**What to work on**.
Answer with nothing but the number of lines that include the word "this".

**Given records**.
====================
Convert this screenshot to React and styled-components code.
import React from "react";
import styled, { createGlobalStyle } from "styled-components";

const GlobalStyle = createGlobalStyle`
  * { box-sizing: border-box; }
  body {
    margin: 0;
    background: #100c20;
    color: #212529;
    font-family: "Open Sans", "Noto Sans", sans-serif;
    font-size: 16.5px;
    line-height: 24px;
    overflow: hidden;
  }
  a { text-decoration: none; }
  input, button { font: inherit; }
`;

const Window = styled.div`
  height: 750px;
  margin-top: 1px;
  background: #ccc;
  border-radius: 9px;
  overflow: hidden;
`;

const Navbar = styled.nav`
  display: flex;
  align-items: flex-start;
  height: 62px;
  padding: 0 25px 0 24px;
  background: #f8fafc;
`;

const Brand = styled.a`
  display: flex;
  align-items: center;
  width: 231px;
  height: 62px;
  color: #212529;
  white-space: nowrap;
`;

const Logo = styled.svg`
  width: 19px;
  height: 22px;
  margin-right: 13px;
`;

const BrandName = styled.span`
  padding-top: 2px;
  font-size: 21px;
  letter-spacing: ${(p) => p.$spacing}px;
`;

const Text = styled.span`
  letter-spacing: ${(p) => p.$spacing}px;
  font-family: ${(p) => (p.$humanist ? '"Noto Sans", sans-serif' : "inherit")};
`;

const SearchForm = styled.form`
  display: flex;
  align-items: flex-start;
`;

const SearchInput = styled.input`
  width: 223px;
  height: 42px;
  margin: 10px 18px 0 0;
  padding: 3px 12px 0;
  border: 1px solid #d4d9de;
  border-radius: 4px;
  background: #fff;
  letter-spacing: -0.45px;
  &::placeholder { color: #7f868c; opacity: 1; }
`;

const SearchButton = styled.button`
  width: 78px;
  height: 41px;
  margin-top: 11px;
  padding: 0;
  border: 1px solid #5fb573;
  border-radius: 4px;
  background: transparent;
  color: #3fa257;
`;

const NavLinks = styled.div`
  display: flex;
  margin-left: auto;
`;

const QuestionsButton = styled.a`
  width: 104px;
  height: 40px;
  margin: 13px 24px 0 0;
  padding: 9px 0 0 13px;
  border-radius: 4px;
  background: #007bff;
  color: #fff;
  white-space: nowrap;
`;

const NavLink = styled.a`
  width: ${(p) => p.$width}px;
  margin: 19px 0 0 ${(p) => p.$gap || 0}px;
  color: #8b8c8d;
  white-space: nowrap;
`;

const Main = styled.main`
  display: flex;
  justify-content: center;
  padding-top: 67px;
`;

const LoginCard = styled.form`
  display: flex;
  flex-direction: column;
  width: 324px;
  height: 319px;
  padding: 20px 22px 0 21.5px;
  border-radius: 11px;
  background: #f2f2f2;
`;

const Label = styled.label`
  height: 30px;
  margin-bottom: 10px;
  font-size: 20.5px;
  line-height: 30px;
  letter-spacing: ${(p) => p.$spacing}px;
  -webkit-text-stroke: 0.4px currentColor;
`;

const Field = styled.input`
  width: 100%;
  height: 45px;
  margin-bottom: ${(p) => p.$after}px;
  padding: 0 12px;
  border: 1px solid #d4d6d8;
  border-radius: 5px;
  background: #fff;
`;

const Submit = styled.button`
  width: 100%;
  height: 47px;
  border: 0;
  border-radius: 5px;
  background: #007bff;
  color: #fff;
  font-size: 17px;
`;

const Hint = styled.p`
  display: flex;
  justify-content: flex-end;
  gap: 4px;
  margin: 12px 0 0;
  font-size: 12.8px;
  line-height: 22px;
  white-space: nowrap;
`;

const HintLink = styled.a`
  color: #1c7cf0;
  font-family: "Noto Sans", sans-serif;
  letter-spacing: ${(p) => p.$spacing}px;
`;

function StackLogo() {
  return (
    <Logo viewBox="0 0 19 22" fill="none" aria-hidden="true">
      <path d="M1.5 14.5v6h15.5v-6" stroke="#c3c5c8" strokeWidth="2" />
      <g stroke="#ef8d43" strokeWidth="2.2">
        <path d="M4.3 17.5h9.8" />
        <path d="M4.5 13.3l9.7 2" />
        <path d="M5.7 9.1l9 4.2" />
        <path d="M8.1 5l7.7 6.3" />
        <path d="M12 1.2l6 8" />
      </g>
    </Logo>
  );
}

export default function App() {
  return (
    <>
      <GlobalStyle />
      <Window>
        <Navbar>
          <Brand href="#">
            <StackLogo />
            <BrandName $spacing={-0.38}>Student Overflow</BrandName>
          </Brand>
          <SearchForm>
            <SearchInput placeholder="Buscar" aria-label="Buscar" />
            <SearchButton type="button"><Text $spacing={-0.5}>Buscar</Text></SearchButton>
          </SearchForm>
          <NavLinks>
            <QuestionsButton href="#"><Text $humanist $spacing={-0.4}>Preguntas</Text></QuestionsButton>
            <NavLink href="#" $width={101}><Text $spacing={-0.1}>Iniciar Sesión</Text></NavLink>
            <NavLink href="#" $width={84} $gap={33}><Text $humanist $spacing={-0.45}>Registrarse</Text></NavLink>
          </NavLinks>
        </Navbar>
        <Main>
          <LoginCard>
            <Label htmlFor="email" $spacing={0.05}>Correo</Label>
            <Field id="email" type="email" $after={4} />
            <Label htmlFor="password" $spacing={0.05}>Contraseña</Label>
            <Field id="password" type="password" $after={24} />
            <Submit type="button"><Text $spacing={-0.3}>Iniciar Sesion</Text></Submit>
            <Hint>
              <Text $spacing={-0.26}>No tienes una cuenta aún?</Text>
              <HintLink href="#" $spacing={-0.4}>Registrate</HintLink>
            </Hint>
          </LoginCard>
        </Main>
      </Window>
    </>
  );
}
====================
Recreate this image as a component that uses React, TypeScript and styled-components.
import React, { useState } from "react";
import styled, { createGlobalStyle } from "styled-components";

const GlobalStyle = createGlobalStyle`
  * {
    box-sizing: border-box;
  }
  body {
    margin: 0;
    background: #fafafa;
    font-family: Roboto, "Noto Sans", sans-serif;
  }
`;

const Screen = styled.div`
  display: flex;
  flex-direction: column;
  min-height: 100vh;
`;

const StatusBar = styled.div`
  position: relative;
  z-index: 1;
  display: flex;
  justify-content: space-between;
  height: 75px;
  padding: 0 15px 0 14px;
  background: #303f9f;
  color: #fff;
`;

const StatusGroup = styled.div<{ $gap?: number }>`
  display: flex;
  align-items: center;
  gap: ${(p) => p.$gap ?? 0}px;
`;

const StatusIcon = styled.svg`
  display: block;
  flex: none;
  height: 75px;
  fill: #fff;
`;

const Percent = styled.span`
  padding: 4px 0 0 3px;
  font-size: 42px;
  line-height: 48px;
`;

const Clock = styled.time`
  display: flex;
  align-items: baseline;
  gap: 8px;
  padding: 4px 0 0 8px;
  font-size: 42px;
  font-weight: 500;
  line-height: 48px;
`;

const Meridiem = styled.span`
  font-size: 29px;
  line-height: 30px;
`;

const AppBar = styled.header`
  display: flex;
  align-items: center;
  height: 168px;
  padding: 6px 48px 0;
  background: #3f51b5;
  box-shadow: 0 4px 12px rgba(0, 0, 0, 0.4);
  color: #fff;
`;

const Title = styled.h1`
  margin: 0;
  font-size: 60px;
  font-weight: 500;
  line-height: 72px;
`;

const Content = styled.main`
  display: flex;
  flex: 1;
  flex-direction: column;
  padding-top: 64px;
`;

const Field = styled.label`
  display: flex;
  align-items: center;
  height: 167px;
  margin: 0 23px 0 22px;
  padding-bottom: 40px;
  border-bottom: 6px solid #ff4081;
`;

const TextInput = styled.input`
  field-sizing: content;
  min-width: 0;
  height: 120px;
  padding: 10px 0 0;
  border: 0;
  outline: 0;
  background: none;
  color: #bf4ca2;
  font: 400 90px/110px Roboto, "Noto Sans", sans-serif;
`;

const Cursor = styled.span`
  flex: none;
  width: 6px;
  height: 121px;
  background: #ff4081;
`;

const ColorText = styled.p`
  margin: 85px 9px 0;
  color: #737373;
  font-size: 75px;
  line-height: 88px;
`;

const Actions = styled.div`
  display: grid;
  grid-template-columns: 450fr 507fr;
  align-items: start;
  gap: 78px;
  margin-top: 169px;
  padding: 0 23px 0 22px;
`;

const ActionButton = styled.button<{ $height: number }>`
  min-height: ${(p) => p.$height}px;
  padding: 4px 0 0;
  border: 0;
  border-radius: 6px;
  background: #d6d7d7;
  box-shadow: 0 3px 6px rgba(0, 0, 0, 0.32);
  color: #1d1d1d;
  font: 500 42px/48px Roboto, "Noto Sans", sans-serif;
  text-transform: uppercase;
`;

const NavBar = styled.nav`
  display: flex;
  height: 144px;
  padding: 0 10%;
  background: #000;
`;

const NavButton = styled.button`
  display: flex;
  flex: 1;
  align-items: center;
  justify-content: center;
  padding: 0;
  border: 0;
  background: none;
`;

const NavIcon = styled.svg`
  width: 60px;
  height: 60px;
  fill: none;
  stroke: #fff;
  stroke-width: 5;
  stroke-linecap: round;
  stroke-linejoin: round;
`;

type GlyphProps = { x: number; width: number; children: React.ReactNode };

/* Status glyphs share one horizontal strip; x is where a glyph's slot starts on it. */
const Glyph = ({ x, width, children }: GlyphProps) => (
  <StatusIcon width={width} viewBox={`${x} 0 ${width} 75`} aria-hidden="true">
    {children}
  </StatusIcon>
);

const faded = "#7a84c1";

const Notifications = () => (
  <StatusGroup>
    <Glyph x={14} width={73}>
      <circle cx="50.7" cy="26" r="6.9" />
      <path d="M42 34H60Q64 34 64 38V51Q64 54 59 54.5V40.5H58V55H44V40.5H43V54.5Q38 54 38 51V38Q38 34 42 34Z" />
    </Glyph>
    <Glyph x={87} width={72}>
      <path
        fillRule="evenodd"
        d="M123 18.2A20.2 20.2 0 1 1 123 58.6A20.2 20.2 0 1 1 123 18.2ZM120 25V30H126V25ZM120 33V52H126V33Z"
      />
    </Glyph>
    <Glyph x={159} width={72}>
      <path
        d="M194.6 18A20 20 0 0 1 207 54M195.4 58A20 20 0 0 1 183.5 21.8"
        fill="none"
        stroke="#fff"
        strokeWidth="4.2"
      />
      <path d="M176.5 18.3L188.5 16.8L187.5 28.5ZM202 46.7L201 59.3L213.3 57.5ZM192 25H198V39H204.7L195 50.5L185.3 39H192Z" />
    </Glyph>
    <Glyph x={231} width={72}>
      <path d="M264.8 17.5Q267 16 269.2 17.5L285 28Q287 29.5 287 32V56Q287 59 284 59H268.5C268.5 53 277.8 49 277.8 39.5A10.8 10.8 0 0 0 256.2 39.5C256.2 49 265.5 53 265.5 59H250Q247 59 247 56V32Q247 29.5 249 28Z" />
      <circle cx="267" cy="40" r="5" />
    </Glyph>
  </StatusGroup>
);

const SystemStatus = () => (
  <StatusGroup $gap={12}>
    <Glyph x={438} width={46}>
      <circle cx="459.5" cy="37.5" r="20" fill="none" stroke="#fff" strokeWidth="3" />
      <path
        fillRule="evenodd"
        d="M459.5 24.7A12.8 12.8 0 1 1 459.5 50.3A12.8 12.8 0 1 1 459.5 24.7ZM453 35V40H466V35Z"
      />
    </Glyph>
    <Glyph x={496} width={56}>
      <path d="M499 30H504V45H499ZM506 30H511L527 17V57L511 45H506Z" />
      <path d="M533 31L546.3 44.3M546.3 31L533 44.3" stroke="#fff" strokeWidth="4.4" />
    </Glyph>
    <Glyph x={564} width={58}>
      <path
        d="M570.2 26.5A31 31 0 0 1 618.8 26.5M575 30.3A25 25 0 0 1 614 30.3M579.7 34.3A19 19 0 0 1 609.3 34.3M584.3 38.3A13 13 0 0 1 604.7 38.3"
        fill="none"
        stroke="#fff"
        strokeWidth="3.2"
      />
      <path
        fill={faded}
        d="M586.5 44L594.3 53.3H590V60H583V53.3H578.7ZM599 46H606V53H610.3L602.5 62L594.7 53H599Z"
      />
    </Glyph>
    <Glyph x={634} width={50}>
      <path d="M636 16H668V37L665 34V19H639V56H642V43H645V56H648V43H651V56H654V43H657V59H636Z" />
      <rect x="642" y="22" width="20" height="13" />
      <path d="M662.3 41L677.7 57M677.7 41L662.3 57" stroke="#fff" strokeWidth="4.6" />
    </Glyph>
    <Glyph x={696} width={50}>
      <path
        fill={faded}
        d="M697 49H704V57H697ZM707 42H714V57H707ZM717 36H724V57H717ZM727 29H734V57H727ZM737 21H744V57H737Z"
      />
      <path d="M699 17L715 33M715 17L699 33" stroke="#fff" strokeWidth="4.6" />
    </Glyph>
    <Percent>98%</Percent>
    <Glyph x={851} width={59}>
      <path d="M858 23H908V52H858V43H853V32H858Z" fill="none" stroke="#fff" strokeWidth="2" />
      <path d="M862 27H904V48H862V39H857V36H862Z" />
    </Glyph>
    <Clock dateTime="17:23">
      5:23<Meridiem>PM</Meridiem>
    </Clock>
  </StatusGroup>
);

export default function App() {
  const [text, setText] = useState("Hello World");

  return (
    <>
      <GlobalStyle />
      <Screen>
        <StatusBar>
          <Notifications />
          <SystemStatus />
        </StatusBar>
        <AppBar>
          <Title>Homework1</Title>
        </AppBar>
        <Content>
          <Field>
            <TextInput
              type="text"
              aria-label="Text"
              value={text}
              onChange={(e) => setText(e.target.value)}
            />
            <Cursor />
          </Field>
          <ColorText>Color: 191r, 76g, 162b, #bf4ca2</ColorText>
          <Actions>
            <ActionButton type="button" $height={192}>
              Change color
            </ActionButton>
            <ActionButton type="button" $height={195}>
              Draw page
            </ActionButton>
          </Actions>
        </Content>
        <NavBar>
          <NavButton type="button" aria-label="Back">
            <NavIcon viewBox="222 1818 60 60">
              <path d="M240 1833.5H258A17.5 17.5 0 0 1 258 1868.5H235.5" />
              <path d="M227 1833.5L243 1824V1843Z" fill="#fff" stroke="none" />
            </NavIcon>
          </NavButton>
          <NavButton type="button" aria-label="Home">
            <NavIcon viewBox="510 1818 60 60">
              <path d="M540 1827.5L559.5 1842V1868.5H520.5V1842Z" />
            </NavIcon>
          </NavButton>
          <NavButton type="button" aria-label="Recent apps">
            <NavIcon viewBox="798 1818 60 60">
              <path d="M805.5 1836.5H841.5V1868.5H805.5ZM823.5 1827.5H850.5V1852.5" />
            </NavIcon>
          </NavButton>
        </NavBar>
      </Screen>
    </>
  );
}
====================
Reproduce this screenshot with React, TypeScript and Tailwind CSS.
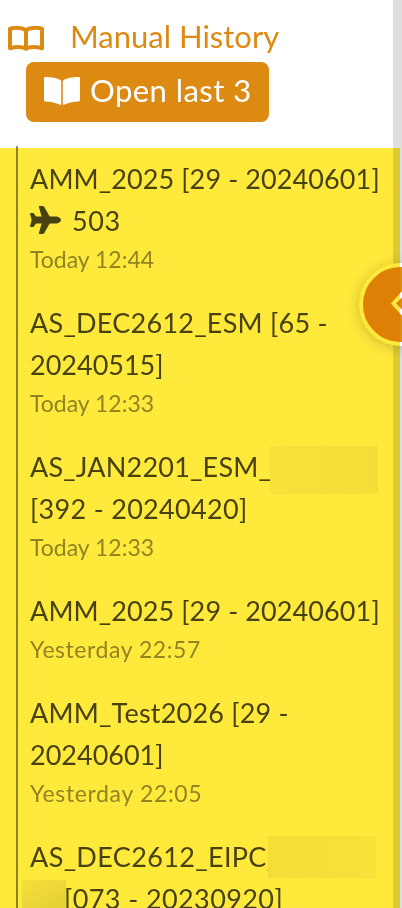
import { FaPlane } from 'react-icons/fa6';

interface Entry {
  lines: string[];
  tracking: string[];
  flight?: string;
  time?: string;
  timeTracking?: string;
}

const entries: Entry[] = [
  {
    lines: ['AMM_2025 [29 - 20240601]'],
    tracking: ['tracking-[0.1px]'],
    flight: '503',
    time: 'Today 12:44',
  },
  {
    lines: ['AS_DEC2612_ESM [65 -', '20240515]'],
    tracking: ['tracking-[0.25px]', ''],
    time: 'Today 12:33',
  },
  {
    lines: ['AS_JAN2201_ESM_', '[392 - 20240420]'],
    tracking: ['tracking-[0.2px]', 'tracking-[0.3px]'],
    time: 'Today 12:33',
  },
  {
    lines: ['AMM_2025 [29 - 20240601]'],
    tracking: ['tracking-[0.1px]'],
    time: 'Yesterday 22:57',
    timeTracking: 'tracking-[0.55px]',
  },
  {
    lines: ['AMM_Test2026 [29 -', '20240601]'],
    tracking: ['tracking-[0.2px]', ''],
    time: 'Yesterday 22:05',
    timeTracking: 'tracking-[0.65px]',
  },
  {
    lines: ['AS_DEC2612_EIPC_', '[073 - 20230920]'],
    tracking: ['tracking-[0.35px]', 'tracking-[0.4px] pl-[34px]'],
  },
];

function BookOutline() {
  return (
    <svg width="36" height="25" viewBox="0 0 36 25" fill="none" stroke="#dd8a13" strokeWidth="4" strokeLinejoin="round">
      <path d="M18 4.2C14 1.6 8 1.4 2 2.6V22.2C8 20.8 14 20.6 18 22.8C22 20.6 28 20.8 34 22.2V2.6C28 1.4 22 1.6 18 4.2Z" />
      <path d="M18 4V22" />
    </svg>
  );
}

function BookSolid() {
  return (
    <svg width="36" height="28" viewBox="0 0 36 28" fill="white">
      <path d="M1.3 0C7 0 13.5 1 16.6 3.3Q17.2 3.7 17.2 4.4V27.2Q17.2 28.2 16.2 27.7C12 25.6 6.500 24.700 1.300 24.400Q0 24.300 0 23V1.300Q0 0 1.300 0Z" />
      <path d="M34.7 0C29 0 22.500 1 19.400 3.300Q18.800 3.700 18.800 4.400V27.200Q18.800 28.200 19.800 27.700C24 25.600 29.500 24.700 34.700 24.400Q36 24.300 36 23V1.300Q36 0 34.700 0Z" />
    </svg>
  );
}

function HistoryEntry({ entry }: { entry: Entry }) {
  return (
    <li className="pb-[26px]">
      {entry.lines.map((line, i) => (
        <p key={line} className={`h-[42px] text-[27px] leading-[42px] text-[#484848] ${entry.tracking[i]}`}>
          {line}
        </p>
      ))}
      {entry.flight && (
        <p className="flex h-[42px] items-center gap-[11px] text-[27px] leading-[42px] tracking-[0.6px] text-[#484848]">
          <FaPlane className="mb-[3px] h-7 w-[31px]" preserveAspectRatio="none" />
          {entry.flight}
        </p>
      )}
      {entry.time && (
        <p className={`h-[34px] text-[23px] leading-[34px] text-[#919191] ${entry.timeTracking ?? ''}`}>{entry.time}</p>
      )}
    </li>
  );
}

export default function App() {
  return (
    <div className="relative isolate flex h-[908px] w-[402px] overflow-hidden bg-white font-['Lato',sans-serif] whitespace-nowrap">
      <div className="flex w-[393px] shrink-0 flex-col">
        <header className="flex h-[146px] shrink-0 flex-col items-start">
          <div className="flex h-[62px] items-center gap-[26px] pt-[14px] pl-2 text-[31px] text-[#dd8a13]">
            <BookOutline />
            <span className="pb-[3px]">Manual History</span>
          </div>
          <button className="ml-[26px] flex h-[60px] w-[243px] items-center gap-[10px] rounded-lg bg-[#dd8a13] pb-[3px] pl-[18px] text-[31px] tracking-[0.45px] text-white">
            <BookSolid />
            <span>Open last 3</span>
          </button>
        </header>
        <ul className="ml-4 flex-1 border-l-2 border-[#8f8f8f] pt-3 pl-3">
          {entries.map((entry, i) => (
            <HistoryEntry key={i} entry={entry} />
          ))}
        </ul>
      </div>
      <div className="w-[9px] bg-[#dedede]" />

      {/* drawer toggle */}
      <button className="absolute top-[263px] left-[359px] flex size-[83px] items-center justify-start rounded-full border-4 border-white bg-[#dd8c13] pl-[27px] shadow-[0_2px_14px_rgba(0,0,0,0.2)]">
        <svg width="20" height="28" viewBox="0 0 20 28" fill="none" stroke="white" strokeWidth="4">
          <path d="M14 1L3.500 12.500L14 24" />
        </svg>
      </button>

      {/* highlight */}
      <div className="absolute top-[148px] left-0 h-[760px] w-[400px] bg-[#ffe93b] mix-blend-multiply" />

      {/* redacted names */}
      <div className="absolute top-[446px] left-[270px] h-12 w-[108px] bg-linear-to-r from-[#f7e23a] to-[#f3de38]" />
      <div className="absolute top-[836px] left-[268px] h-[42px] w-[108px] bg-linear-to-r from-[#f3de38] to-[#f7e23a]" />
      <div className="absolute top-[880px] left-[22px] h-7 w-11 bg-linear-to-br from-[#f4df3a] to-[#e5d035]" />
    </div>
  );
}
====================
**Task solution**.
3